Le recrutement s’effectuait notamment par internet (faux profils facebook). Le tribunal précise qu’il importe peu, pour qu’il y ait recrutement, qu’il s’agisse d’un travailleur salarié ou indépendant, que les réglementations sociales en vigueur aient été ou non respectées ou encore que le contrat porte sur un emploi contraire à l’ordre public ou aux bonnes mœurs. Par conséquent, la question de savoir si les jeunes filles victimes étaient de faux-indépendants, vrais ou faux associés actifs ou salariés importe peu en l’espèce. Au niveau de l’application de l’article 433quinquies du code pénal, cela ne change donc rien.

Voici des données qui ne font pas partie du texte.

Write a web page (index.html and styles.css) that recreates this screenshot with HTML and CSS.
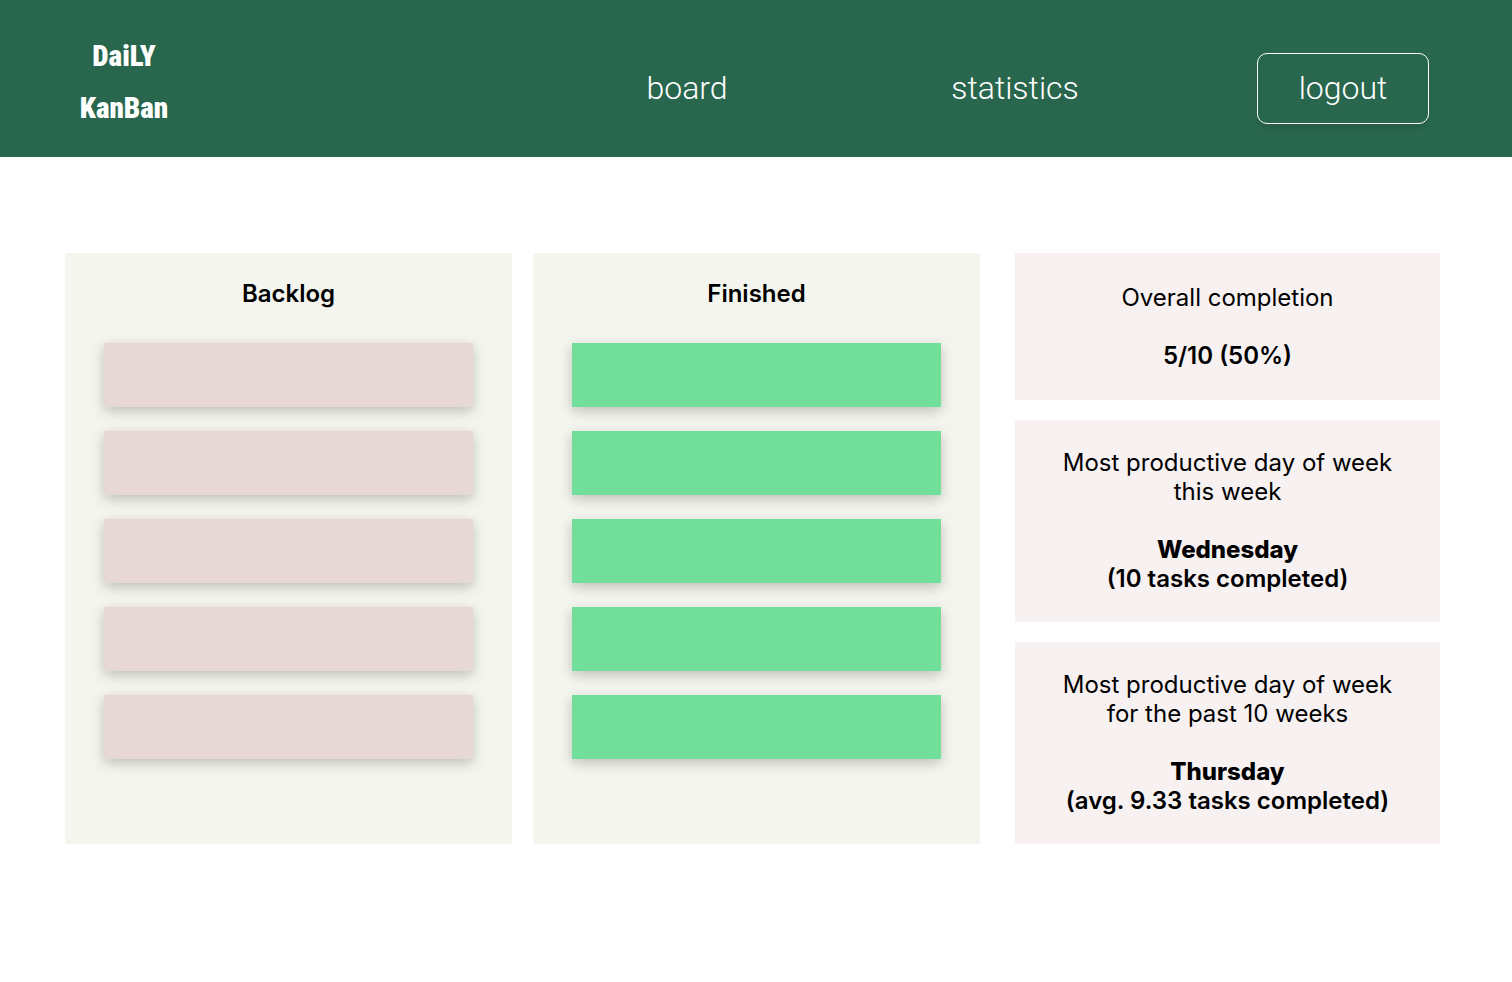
FILE: index.html
```html
<!DOCTYPE html>
<html lang="en">
<head>
<meta charset="utf-8">
<meta name="viewport" content="width=device-width, initial-scale=1">
<title>Daily Kanban – Statistics</title>
<link rel="stylesheet" href="styles.css">
</head>
<body>
<header class="header">
  <a class="logo" href="#"><span>DaiLY</span> <span>KanBan</span></a>
  <nav class="nav">
    <a class="nav-link" href="#board">board</a>
    <a class="nav-link" href="#statistics">statistics</a>
    <button class="logout" type="button">logout</button>
  </nav>
</header>
<main class="main">
  <section class="column backlog">
    <h2 class="column-title">Backlog</h2>
    <ul class="tasks">
      <li class="task"></li>
      <li class="task"></li>
      <li class="task"></li>
      <li class="task"></li>
      <li class="task"></li>
    </ul>
  </section>
  <section class="column finished">
    <h2 class="column-title">Finished</h2>
    <ul class="tasks">
      <li class="task"></li>
      <li class="task"></li>
      <li class="task"></li>
      <li class="task"></li>
      <li class="task"></li>
    </ul>
  </section>
  <aside class="stats">
    <section class="stat overall">
      <p class="stat-label">Overall completion</p>
      <p class="stat-value">5/10 (50%)</p>
    </section>
    <section class="stat">
      <p class="stat-label">Most productive day of week<br>this week</p>
      <p class="stat-value"><strong>Wednesday</strong><br>(10 tasks completed)</p>
    </section>
    <section class="stat">
      <p class="stat-label">Most productive day of week<br>for the past 10 weeks</p>
      <p class="stat-value"><strong>Thursday</strong><br>(avg. 9.33 tasks completed)</p>
    </section>
  </aside>
</main>
</body>
</html>
```
FILE: styles.css
```css
* {
  box-sizing: border-box;
}

body {
  margin: 0;
  background: #fff;
  color: #000;
  font-family: Inter, "Liberation Sans", sans-serif;
  font-size: 24px;
  line-height: 29px;
}

.header {
  display: grid;
  grid-template-columns: 523fr 984fr;
  align-items: end;
  padding: 30px 5px 23px 0;
  background: #28664d;
  color: #fff;
}

.logo {
  display: flex;
  flex-direction: column;
  align-items: center;
  width: 248px;
  color: inherit;
  font-family: "Roboto Condensed", Roboto, sans-serif;
  font-size: 29px;
  font-weight: 900;
  line-height: 52px;
  text-decoration: none;
}

.nav {
  display: grid;
  grid-template-columns: repeat(3, 1fr);
  align-items: center;
  justify-items: center;
  margin-bottom: 10px;
  font-family: Roboto, "Liberation Sans", sans-serif;
  font-size: 32px;
  font-weight: 300;
  line-height: 41px;
}

.nav-link {
  color: inherit;
  text-decoration: none;
}

.logout {
  padding: 14px 41px;
  border: 1px solid #fff;
  border-radius: 10px;
  background: #28664d;
  box-shadow: 0 4px 4px rgba(0, 0, 0, 0.08);
  color: inherit;
  font: inherit;
  cursor: pointer;
}

.main {
  display: grid;
  grid-template-columns: 447fr 447fr 439fr;
  column-gap: 21px;
  padding: 96px 72px 96px 65px;
}

.column {
  padding: 26px 39px 85px;
  background: #f3f5ee;
}

.column-title {
  margin: 0 0 35px;
  font-size: 24px;
  font-weight: 600;
  line-height: 29px;
  text-align: center;
}

.tasks {
  display: grid;
  row-gap: 24px;
  margin: 0;
  padding: 0;
  list-style: none;
}

.task {
  height: 64px;
  box-shadow: 0 4px 12px rgba(0, 0, 0, 0.22);
}

.backlog .task {
  background: #e8d7d7;
}

.finished .task {
  background: #71df9a;
}

.stats {
  display: flex;
  flex-direction: column;
  gap: 20px;
  padding-left: 14px;
}

.stat {
  display: flex;
  flex-direction: column;
  gap: 29px;
  padding: 28px 16px 29px;
  background: #f7f1f1;
  text-align: center;
}

.overall {
  padding: 30px 16px;
}

.stat-label,
.stat-value {
  margin: 0;
}

.stat-label {
  font-weight: 400;
}

.stat-value {
  font-weight: 600;
}

.stat-value strong {
  font-weight: 800;
}
```
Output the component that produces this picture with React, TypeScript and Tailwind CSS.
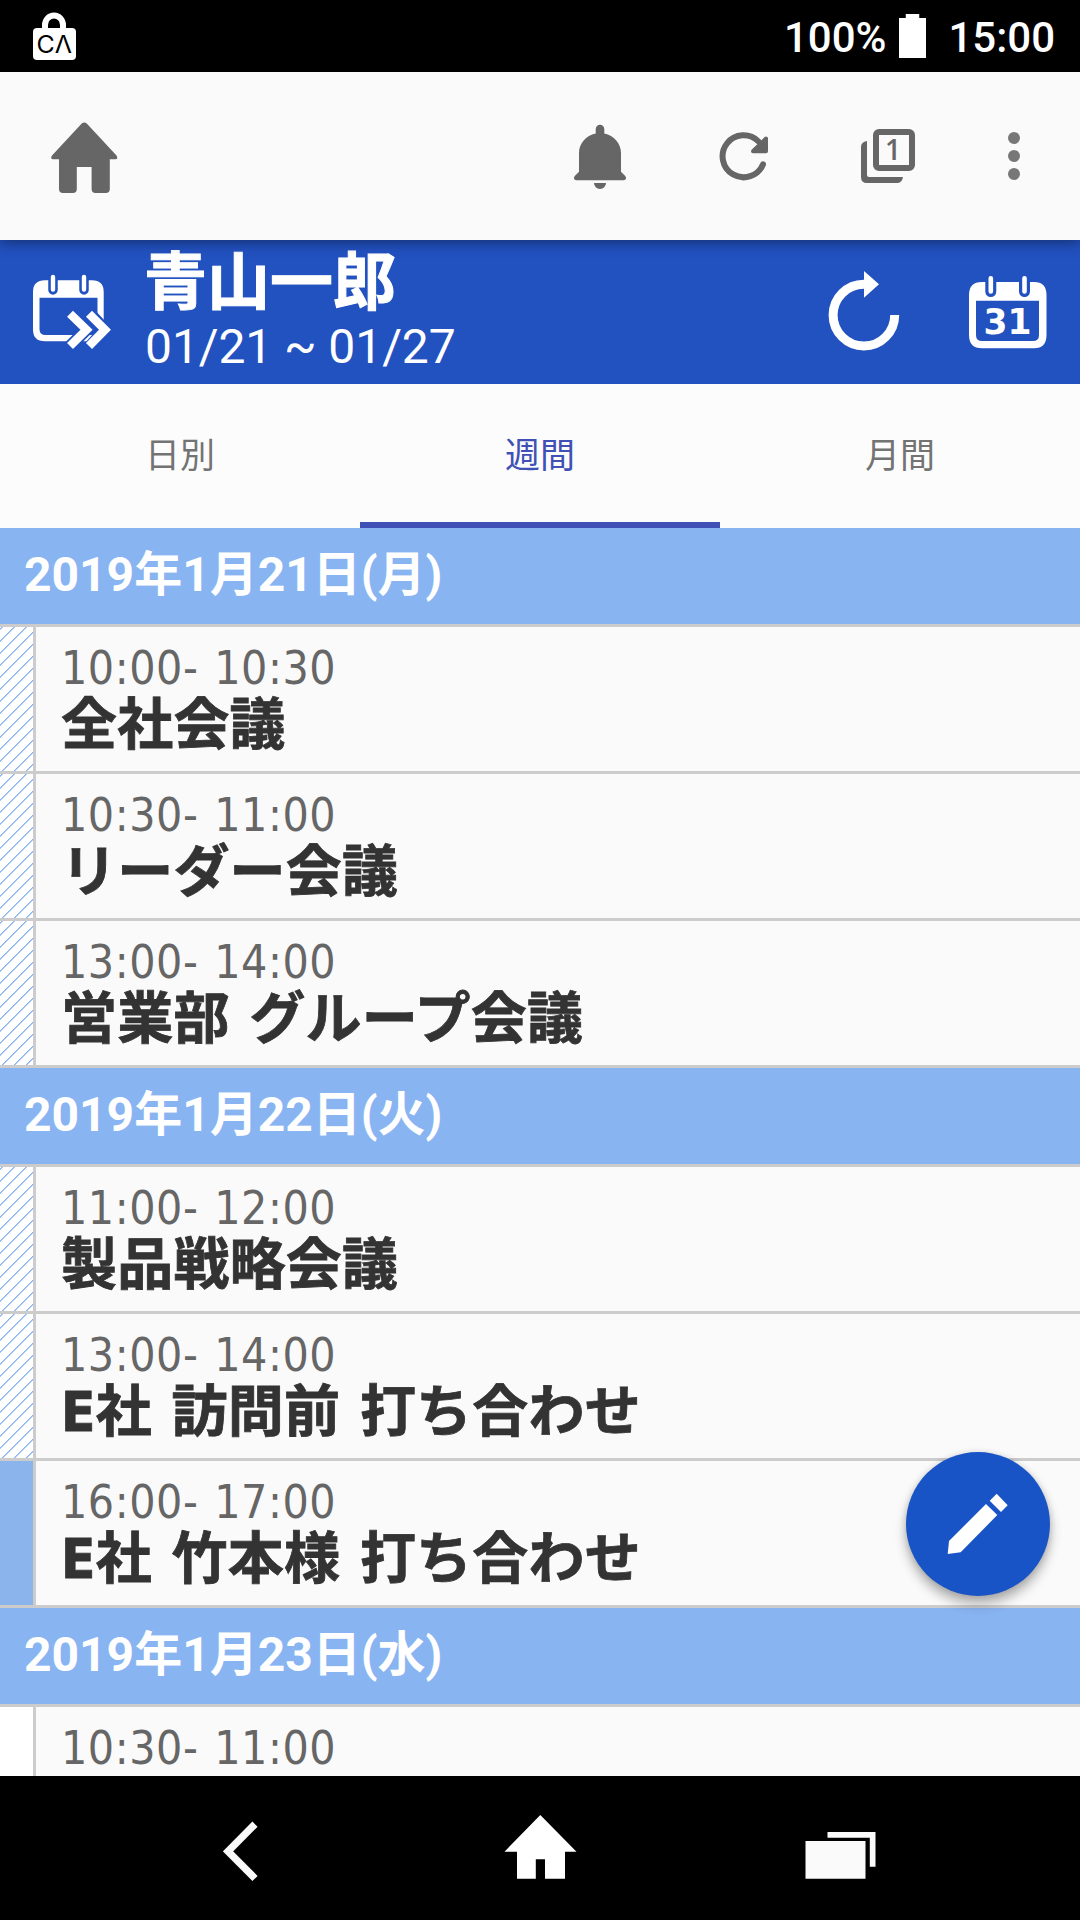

L’une des prévenues était exploitante du bar et gérante de la société, son mari était co-gérant et avait dans l’établissement un rôle de maintenance. Le tribunal retient également la responsabilité pénale de la société, personne morale. En effet, celle-ci a été constituée dans le but exclusif de reprise et d’exploitation d’un ou plusieurs bars à hôtesse, dont celui dans lequel les jeunes filles ont été exploitées. Par ailleurs, l’infraction de traite a été commise sciemment et volontairement par les personnes ayant constitué la société, à savoir ces deux prévenus, personnes physiques dont la fonction au sein de la société et la structure de cette dernière justifient une condamnation conjointe des personnes physiques et de la personne morale.

Les deux autres prévenus (un homme et une femme) étaient les recruteurs. L’homme recrutait les jeunes filles sur internet ou en les accostant en ville. Il s’adressait en général à des jeunes filles sans expérience dans le milieu de la prostitution, qui sont recrutées sur la base de leur physique. Il les conduisait ensuite au bar où elles étaient accueillies par le couple gérant du bar à champagne. Il se servait également de jeunes filles pour en démarcher d’autres. Il gérait par ailleurs une agence d’escort girls qui possède un site internet. Lors du premier rendez-vous avec une jeune fille pour le site, il leur faisait passer un « test ». Le tribunal souligne que le contrôle qu’il exerçait sur ces jeunes filles était particulièrement stigmatisé par le passage de ce test sexuel. Le tribunal retient également à son encontre les préventions de viols, notamment à l’encontre la mineure d’âge qui avait été obligée de passer ce fameux « test ».

Quant à la femme, elle servait d’intermédiaire et jouait un rôle de « secrétaire ». Elle gérait les demandes de clients, recevait les appels et les orientait vers son « collègue ». Elle était chargée d’établir les premiers contacts avec les jeunes filles via les réseaux sociaux (tel Facebook).

Les préventions d’organisation criminelle sont requalifiées en association de malfaiteurs et retenues, sauf à l’égard de la prévenue qui jouait le rôle de « secrétaire ». Il existait en effet une certaine répartition des tâches mais pas de hiérarchie stricte, ni de structure élaborée tel qu’exigé dans le cadre de l’organisation criminelle. Les prévenus sont associés dans l’exploitation de jeunes filles dans la prostitution au sein du bar mais ils agissent chacun pour leur propre profit, l’argent récolté n’étant pas réparti entre les auteurs.

Les deux prévenus gérants du bar sont condamnés à des peines d’emprisonnement de 2 ans et à une amende de 5500 euros, avec un sursis partiel. Le prévenu recruteur, en état de récidive légale, à une peine de 8 ans d’emprisonnement et 5500 euros d’amende. Les autres prévenus sont condamnés à des peines de travail. La société est condamnée (par défaut) à une peine d’amende de 3000 euros, avec sursis. Des peines de confiscation par équivalent sont également prononcées (23.960 dans le chef du recruteur et 45.682 dans le chef des gérants et de la société). La victime mineure se voit octroyer la somme provisionnelle de 2500 euros et un expert neuropsychiatre est désigné de manière à préciser le dommage moral subi.

Ce jugement est définitif sauf en ce qui concerne la société, qui avait été condamnée par défaut. La condamnation de celle-ci a toutefois été confirmée dans un jugement rendu sur opposition le 3 juin 2015.